Oral traditions control and confine the reach of a piece of knowledge, and this raises some interesting questions. In cultures that pride themselves on egalitarianism, is it moral or just that I as an individual get to decide what the masses can handle and what they can’t? If I create something mindblowing, should I drop that on an unsuspecting public or create a community that will view it in the right context? It probably depends on whether the technique in question is more like atomic energy–useful but hard to control and catastrophic in the right circumstances–or fire–a basic need that is relatively easy to control the bulk of the time.
Writing stuff down creates abstraction.
In Eric Havelock’s The Muse Learns to Write, he talks about what happened when the Greeks moved from an oral culture to a written culture–one of the rare examples of a culture adopting writing naturally, rather than having it thrust upon them. You can see the process happen through Socrates, Plato, and Aristotle.

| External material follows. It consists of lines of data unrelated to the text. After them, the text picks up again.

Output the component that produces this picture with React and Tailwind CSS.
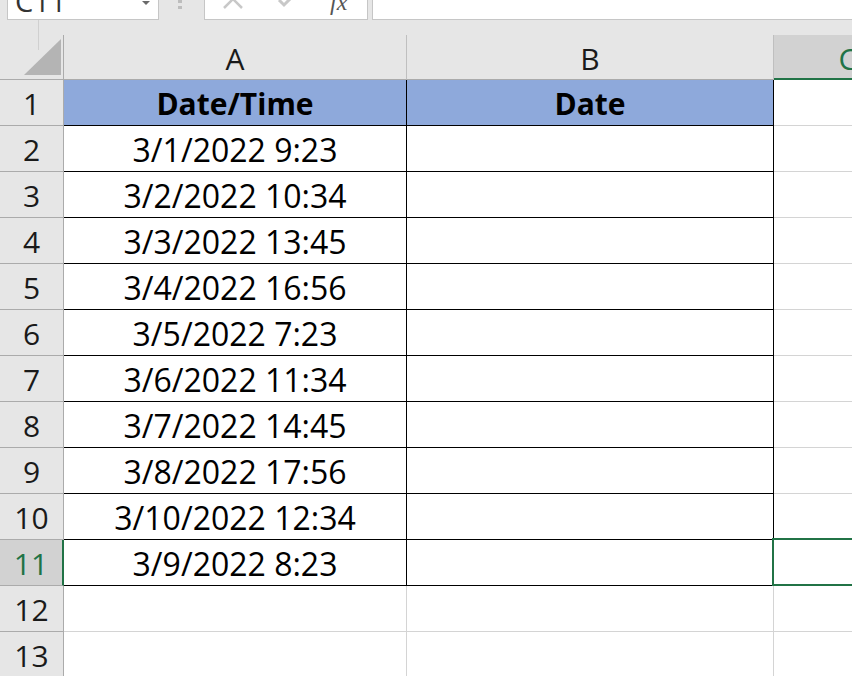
import React from "react";

const rows = [
  ["Date/Time", "Date"],
  ["3/1/2022 9:23", ""],
  ["3/2/2022 10:34", ""],
  ["3/3/2022 13:45", ""],
  ["3/4/2022 16:56", ""],
  ["3/5/2022 7:23", ""],
  ["3/6/2022 11:34", ""],
  ["3/7/2022 14:45", ""],
  ["3/8/2022 17:56", ""],
  ["3/10/2022 12:34", ""],
  ["3/9/2022 8:23", ""],
  ["", ""],
  ["", ""],
];

const font = { fontFamily: '"Open Sans", "Noto Sans", sans-serif' };

function Row({ n, a, b }) {
  const isHead = n === 1;
  const inTable = n <= 11;
  const sel = n === 11;
  const cellBorder = inTable ? "border-black" : "border-[#d4d4d4]";
  const textCls = isHead ? "bg-[#8ea9db] font-bold text-[30px]" : "bg-white text-[32px]";
  return (
    <div className="flex h-[46px] shrink-0">
      <div
        className={`w-[64px] shrink-0 flex items-center justify-center pt-[2px] border-b border-[#ababab] text-[30px] ${
          sel
            ? "bg-[#d2d2d2] text-[#217346] border-r-2 border-r-[#217346]"
            : "bg-[#e6e6e6] text-[#1a1a1a] border-r border-r-[#ababab]"
        }`}
      >
        {n}
      </div>
      <div
        className={`w-[343px] shrink-0 flex items-center justify-center pt-[2px] border-r border-b ${cellBorder} ${textCls} text-black whitespace-nowrap`}
      >
        {a}
      </div>
      <div
        className={`w-[367px] shrink-0 flex items-center justify-center pt-[2px] border-r border-b ${cellBorder} ${textCls} text-black whitespace-nowrap`}
      >
        {b}
      </div>
      <div className="relative w-[148px] shrink-0 border-r border-b border-[#d4d4d4] bg-white">
        {sel && (
          <div className="absolute top-[-2px] bottom-[-1px] left-[-2px] right-[-40px] border-2 border-[#217346]" />
        )}
      </div>
    </div>
  );
}

export default function App() {
  return (
    <div
      className="relative w-[852px] h-[676px] overflow-hidden bg-white flex flex-col"
      style={font}
    >
      {/* Formula bar area */}
      <div className="h-[35px] shrink-0 bg-[#e6e6e6] flex items-start">
        <div className="ml-[7px] w-[152px] h-[20px] bg-white border border-t-0 border-[#c6c6c6] relative overflow-hidden">
          <span className="absolute left-[7px] top-[-14px] text-[29px] leading-none text-[#333]">
            C11
          </span>
          <svg className="absolute left-[134px] top-[1px]" width="8" height="5" viewBox="0 0 8 5">
            <path d="M0 0 L8 0 L4 4 Z" fill="#6a6a6a" />
          </svg>
        </div>
        <div className="ml-[19px] w-[4px] flex flex-col gap-[3px]">
          <div className="w-[4px] h-[3px] bg-[#bdbdbd]" />
          <div className="w-[4px] h-[3px] bg-[#bdbdbd]" />
        </div>
        <div className="ml-[22px] w-[164px] h-[20px] bg-white border border-t-0 border-[#c6c6c6] relative overflow-hidden">
          <svg className="absolute left-[17px] top-[-6px]" width="22" height="16" viewBox="0 0 22 16">
            <path d="M2 14 L11 5 L20 14" stroke="#c8c8c8" strokeWidth="2.5" fill="none" />
          </svg>
          <svg className="absolute left-[72px] top-[-6px]" width="20" height="16" viewBox="0 0 20 16">
            <path d="M2 6 L7 11 L18 0" stroke="#c8c8c8" strokeWidth="3" fill="none" />
          </svg>
          <span
            className="absolute left-[125px] top-[-10px] text-[24px] italic leading-none text-[#555]"
            style={{ fontFamily: '"Liberation Serif", serif' }}
          >
            fx
          </span>
        </div>
        <div className="ml-[4px] flex-1 h-[20px] bg-white border border-t-0 border-r-0 border-[#c6c6c6]" />
      </div>

      {/* Column headers */}
      <div className="flex h-[45px] shrink-0">
        <div className="relative w-[64px] shrink-0 bg-[#e6e6e6] border-r border-b border-[#ababab]">
          <svg className="absolute left-[24px] top-[4px]" width="38" height="37" viewBox="0 0 38 37">
            <path d="M37 0 L37 36 L0 36 Z" fill="#b4b4b4" />
          </svg>
        </div>
        <div className="w-[343px] shrink-0 bg-[#e6e6e6] border-r border-[#bfbfbf] border-b border-b-[#ababab] flex items-center justify-center pt-[2px] text-[30px] text-[#1a1a1a]">
          A
        </div>
        <div className="w-[367px] shrink-0 bg-[#e6e6e6] border-r border-[#bfbfbf] border-b border-b-[#ababab] flex items-center justify-center pt-[2px] text-[30px] text-[#1a1a1a]">
          B
        </div>
        <div className="w-[148px] shrink-0 bg-[#d2d2d2] border-b-2 border-[#217346] flex items-center justify-center pt-[3px] text-[30px] text-[#217346]">
          C
        </div>
      </div>

      {rows.map((r, i) => (
        <Row key={i} n={i + 1} a={r[0]} b={r[1]} />
      ))}

      {/* splitter line */}
      <div className="absolute left-[38px] top-[20px] w-[1px] h-[30px] bg-[#d0d0d0]" />
    </div>
  );
}
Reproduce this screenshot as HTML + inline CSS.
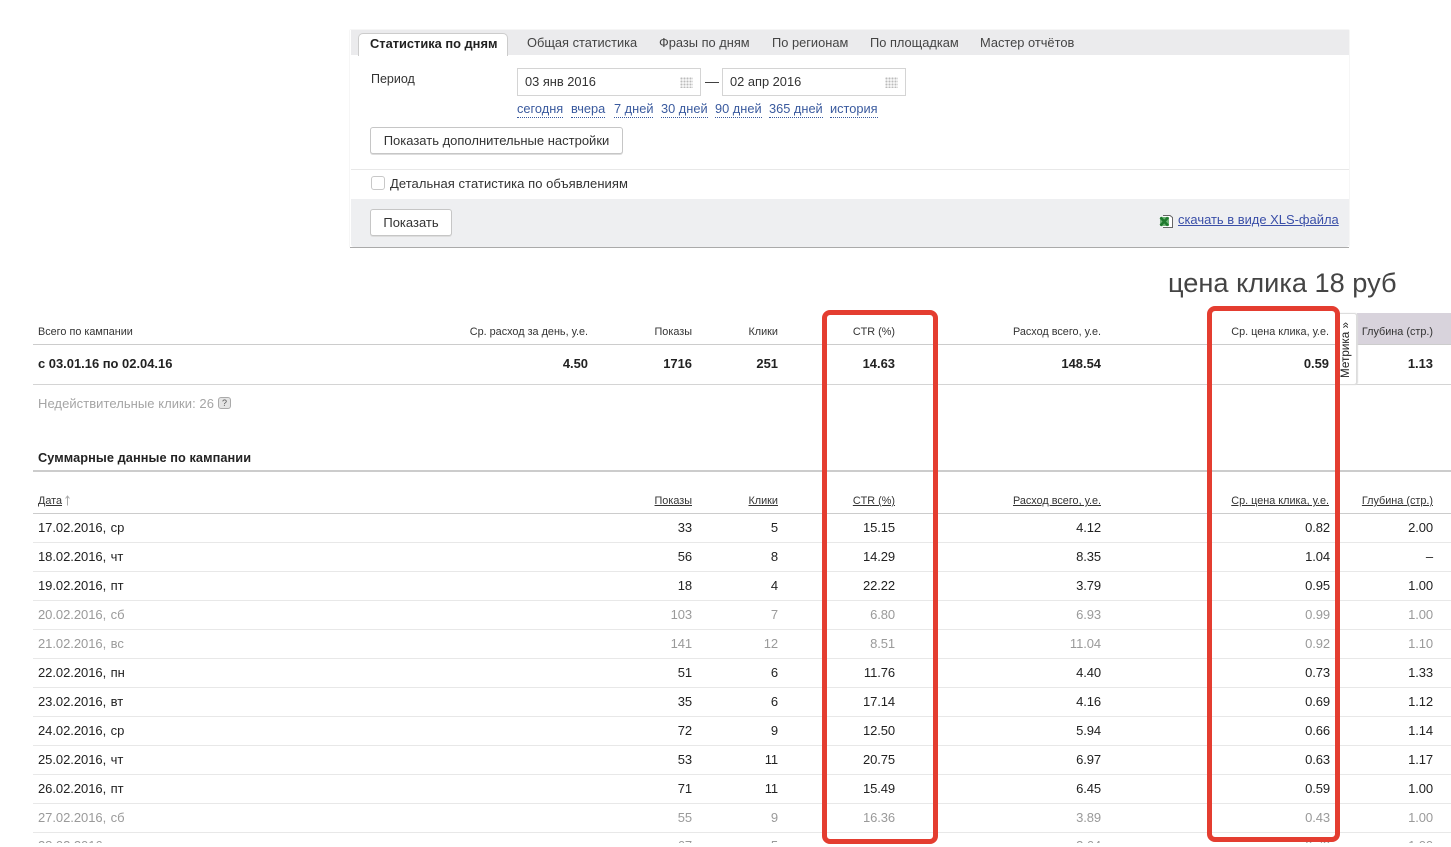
<!DOCTYPE html>
<html><head><meta charset="utf-8">
<style>
html,body{margin:0;padding:0;background:#fff}
#p{position:relative;width:1451px;height:847px;overflow:hidden;font:13px/16px "Liberation Sans",Arial,sans-serif;color:#222}
#p div,#p span.a,#p a{position:absolute}
.t{white-space:nowrap}
.tab{top:35px;color:#444;font-size:12.85px;white-space:nowrap}
.lnk{top:101px;color:#3a5a9e;font-size:12.8px;line-height:16px;border-bottom:1px dotted #3a5a9e;white-space:nowrap}
.inp{top:68px;height:26px;width:182px;border:1px solid #d4d4d4;background:#fff;color:#333;font-size:12.85px;line-height:26px;text-indent:7px;box-sizing:content-box}
.btn{background:#fff;border:1px solid #c6c6c6;border-radius:3px;box-shadow:0 1px 0 #ddd;color:#333;font-size:13px;text-align:center;box-sizing:border-box}
.g{top:8px;right:7px;width:13px;height:11px;background-image:radial-gradient(#bbb 1px,transparent 1.2px);background-size:3px 3px}
.h{font-size:10.85px;line-height:14px;color:#333;white-space:nowrap;text-align:right}
.h.u{text-decoration:underline}
.b{font-weight:bold;font-size:12.95px}
.r{left:33px;width:1418px;height:29px;border-bottom:1px solid #e8e8e8;box-sizing:content-box}
.r.w{color:#9a9a9a}
.r span{position:absolute;top:7px;line-height:16px;white-space:nowrap;font-size:13px;letter-spacing:-.1px}
.r .d{left:5px;letter-spacing:-.05px;word-spacing:1px}
.r.l span{top:6px}
.r .c1{right:759px}.r .c2{right:673px}.r .c3{right:556px}.r .c4{right:350px}.r .c5{right:121px}.r .c6{right:18px}
.rb{border:5px solid #e43d30;border-radius:8px;box-sizing:border-box;z-index:5}
</style></head><body><div id="p">

<div style="left:350px;top:30px;width:999px;height:217px;background:#fff;box-shadow:0 1px 0 #aaa,0 0 1px #ccc"></div>
<div style="left:351px;top:30px;width:998px;height:25px;background:#ebebed"></div>
<div style="left:358px;top:33px;width:150px;height:23px;background:#fff;border:1px solid #ccc;border-bottom:0;border-radius:5px 5px 0 0;box-sizing:border-box"></div>
<div class="t" style="left:370px;top:36px;color:#222;font-weight:bold;font-size:12.85px">Статистика по дням</div>
<div class="tab" style="left:527px">Общая статистика</div>
<div class="tab" style="left:659px">Фразы по дням</div>
<div class="tab" style="left:772px">По регионам</div>
<div class="tab" style="left:870px">По площадкам</div>
<div class="tab" style="left:980px">Мастер отчётов</div>

<div class="t" style="left:371px;top:71px;color:#333;font-size:12.5px">Период</div>
<div class="inp" style="left:517px">03 янв 2016<div class="g"></div></div>
<div class="t" style="left:705px;top:73px;color:#333;font-size:14px">—</div>
<div class="inp" style="left:722px">02 апр 2016<div class="g"></div></div>

<a class="lnk" style="left:517px">сегодня</a>
<a class="lnk" style="left:571px">вчера</a>
<a class="lnk" style="left:614px">7 дней</a>
<a class="lnk" style="left:661px">30 дней</a>
<a class="lnk" style="left:715px">90 дней</a>
<a class="lnk" style="left:769px">365 дней</a>
<a class="lnk" style="left:830px">история</a>

<div class="btn" style="left:370px;top:127px;width:253px;height:27px;line-height:26px">Показать дополнительные настройки</div>
<div style="left:351px;top:169px;width:998px;height:1px;background:#e8e8e8"></div>
<div style="left:371px;top:176px;width:14px;height:14px;border:1px solid #c8c8c8;border-radius:3px;box-sizing:border-box;background:#fff"></div>
<div class="t" style="left:390px;top:176px;font-size:13px;letter-spacing:.05px;color:#333">Детальная статистика по объявлениям</div>
<div style="left:351px;top:199px;width:998px;height:48px;background:#eeeff1;border-radius:0 0 3px 3px"></div>
<div class="btn" style="left:370px;top:209px;width:82px;height:27px;line-height:26px">Показать</div>

<svg style="position:absolute;left:1159px;top:214px" width="15" height="15" viewBox="0 0 15 15">
<path d="M4 1.500h7l2.500 2V13.500H4" fill="#fff" stroke="#666" stroke-width="1"/>
<rect x="1" y="3" width="9" height="9" fill="#6fb377"/>
<path d="M1.500 3.500L9 11.500M9 3.500L1.500 11.500" fill="none" stroke="#1f7a2e" stroke-width="2.600"/>
</svg>
<a class="t" style="left:1178px;top:212px;color:#3a4fa8;text-decoration:underline;font-size:12.95px">скачать в виде XLS-файла</a>

<div class="t" style="left:1168px;top:266px;font-size:27.2px;line-height:34px;color:#444">цена клика 18 руб</div>

<!-- total block -->
<div style="left:1357px;top:313px;width:94px;height:32px;background:#d8d3dc"></div>
<div style="left:33px;top:344px;width:1418px;height:1px;background:#ccc"></div>
<div style="left:33px;top:384px;width:1418px;height:1px;background:#d4d4d4"></div>
<div class="h" style="left:38px;top:325px">Всего по кампании</div>
<div class="h" style="right:863px;top:325px">Ср. расход за день, у.е.</div>
<div class="h" style="right:759px;top:325px">Показы</div>
<div class="h" style="right:673px;top:325px">Клики</div>
<div class="h" style="right:556px;top:325px">CTR (%)</div>
<div class="h" style="right:350px;top:325px">Расход всего, у.е.</div>
<div class="h" style="right:122px;top:325px">Ср. цена клика, у.е.</div>
<div class="h" style="right:18px;top:325px">Глубина (стр.)</div>

<div class="t b" style="left:38px;top:356px;color:#222">с 03.01.16 по 02.04.16</div>
<div class="t b" style="right:863px;top:356px">4.50</div>
<div class="t b" style="right:759px;top:356px">1716</div>
<div class="t b" style="right:673px;top:356px">251</div>
<div class="t b" style="right:556px;top:356px">14.63</div>
<div class="t b" style="right:350px;top:356px">148.54</div>
<div class="t b" style="right:122px;top:356px">0.59</div>
<div class="t b" style="right:18px;top:356px">1.13</div>

<!-- metrika tab -->
<div style="left:1337px;top:313px;width:20px;height:72px;background:#fff;border:1px solid #ddd;border-left:0;border-radius:0 3px 3px 0;box-sizing:border-box;box-shadow:1px 0 1px #ddd"></div>
<div class="t" style="left:1312px;top:343px;width:68px;height:14px;line-height:14px;font-size:11.7px;color:#222;transform:rotate(-90deg);text-align:center">Метрика »</div>

<div class="t" style="left:38px;top:396px;color:#a5a5a5;font-size:13px;letter-spacing:.05px">Недействительные клики: 26</div>
<div style="left:218px;top:397px;width:13px;height:12px;background:#e4e4e4;border:1px solid #aaa;border-radius:3px;box-sizing:border-box;font-size:9px;line-height:10px;text-align:center;color:#555">?</div>

<div class="t" style="left:38px;top:450px;font-weight:bold;font-size:12.75px;letter-spacing:.07px;color:#222">Суммарные данные по кампании</div>
<div style="left:33px;top:470px;width:1418px;height:2px;background:#ccc"></div>

<!-- table head -->
<div class="h u" style="left:38px;top:494px">Дата</div>
<svg style="position:absolute;left:64px;top:495px" width="7" height="11" viewBox="0 0 7 11"><path d="M3.500 10.500V1M1.500 3.500L3.500 1l2 2.500" fill="none" stroke="#aaa" stroke-width="1"/></svg>
<div class="h u" style="right:759px;top:494px">Показы</div>
<div class="h u" style="right:673px;top:494px">Клики</div>
<div class="h u" style="right:556px;top:494px">CTR (%)</div>
<div class="h u" style="right:350px;top:494px">Расход всего, у.е.</div>
<div class="h u" style="right:122px;top:494px">Ср. цена клика, у.е.</div>
<div class="h u" style="right:18px;top:494px">Глубина (стр.)</div>
<div style="left:33px;top:513px;width:1418px;height:1px;background:#ccc"></div>

<div class="r" style="top:513px"><span class="d">17.02.2016, ср</span><span class="c1">33</span><span class="c2">5</span><span class="c3">15.15</span><span class="c4">4.12</span><span class="c5">0.82</span><span class="c6">2.00</span></div>
<div class="r" style="top:542px"><span class="d">18.02.2016, чт</span><span class="c1">56</span><span class="c2">8</span><span class="c3">14.29</span><span class="c4">8.35</span><span class="c5">1.04</span><span class="c6">–</span></div>
<div class="r" style="top:571px"><span class="d">19.02.2016, пт</span><span class="c1">18</span><span class="c2">4</span><span class="c3">22.22</span><span class="c4">3.79</span><span class="c5">0.95</span><span class="c6">1.00</span></div>
<div class="r w" style="top:600px"><span class="d">20.02.2016, сб</span><span class="c1">103</span><span class="c2">7</span><span class="c3">6.80</span><span class="c4">6.93</span><span class="c5">0.99</span><span class="c6">1.00</span></div>
<div class="r w" style="top:629px"><span class="d">21.02.2016, вс</span><span class="c1">141</span><span class="c2">12</span><span class="c3">8.51</span><span class="c4">11.04</span><span class="c5">0.92</span><span class="c6">1.10</span></div>
<div class="r" style="top:658px"><span class="d">22.02.2016, пн</span><span class="c1">51</span><span class="c2">6</span><span class="c3">11.76</span><span class="c4">4.40</span><span class="c5">0.73</span><span class="c6">1.33</span></div>
<div class="r" style="top:687px"><span class="d">23.02.2016, вт</span><span class="c1">35</span><span class="c2">6</span><span class="c3">17.14</span><span class="c4">4.16</span><span class="c5">0.69</span><span class="c6">1.12</span></div>
<div class="r" style="top:716px"><span class="d">24.02.2016, ср</span><span class="c1">72</span><span class="c2">9</span><span class="c3">12.50</span><span class="c4">5.94</span><span class="c5">0.66</span><span class="c6">1.14</span></div>
<div class="r" style="top:745px"><span class="d">25.02.2016, чт</span><span class="c1">53</span><span class="c2">11</span><span class="c3">20.75</span><span class="c4">6.97</span><span class="c5">0.63</span><span class="c6">1.17</span></div>
<div class="r" style="top:774px"><span class="d">26.02.2016, пт</span><span class="c1">71</span><span class="c2">11</span><span class="c3">15.49</span><span class="c4">6.45</span><span class="c5">0.59</span><span class="c6">1.00</span></div>
<div class="r w" style="top:803px"><span class="d">27.02.2016, сб</span><span class="c1">55</span><span class="c2">9</span><span class="c3">16.36</span><span class="c4">3.89</span><span class="c5">0.43</span><span class="c6">1.00</span></div>
<div class="r w l" style="top:832px"><span class="d">28.02.2016, вс</span><span class="c1">67</span><span class="c2">5</span><span class="c3">7.46</span><span class="c4">3.64</span><span class="c5">0.73</span><span class="c6">1.00</span></div>

<!-- white cut-off at the bottom edge of the screenshot -->
<div style="left:0;top:843px;width:1451px;height:4px;background:#fff;z-index:4"></div>

<!-- red boxes -->
<div class="rb" style="left:822px;top:310px;width:116px;height:534px"></div>
<div class="rb" style="left:1207px;top:306px;width:133px;height:536px"></div>

</div></body></html>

Socrates was not literate, Plato could write but wasn’t a literate native, and Aristotle grew up in a world with the technology of writing. Similarly, their theory goes from concrete to abstract. Socrates asks famous people questions about concepts that seem concrete but are actually complex and slipper, concepts like “justice.” His student Plato knows how to write but still uses oral formats–stories and dialogues–to get his philosophical points across. He develops a more abstract theory of forms–the idea that all apples are apples because they access the form of the ideal apple–the platonic form. Then you get to Plato’s student Aristotle, and suddenly we aren’t talking about forms, but about abstract concepts like being and matter.
Similarly, in larp, we’ve started out writing down rules systems and play experiences, which seem concrete to me. Now we’re in a great age of naming subtle things about the roleplay experience from bleed (the mixing of player and character emotions) to steering (being nice to that new kid by the punch table even though your characters have no reason to talk) and other theories. I’d say these are useful abstractions because they give larpers vocabulary to talk about game nuance. There is also a lot of academic theory about larp that is impenetrable to the layman. And obviously we didn’t have that until people started studying larp and writing about it.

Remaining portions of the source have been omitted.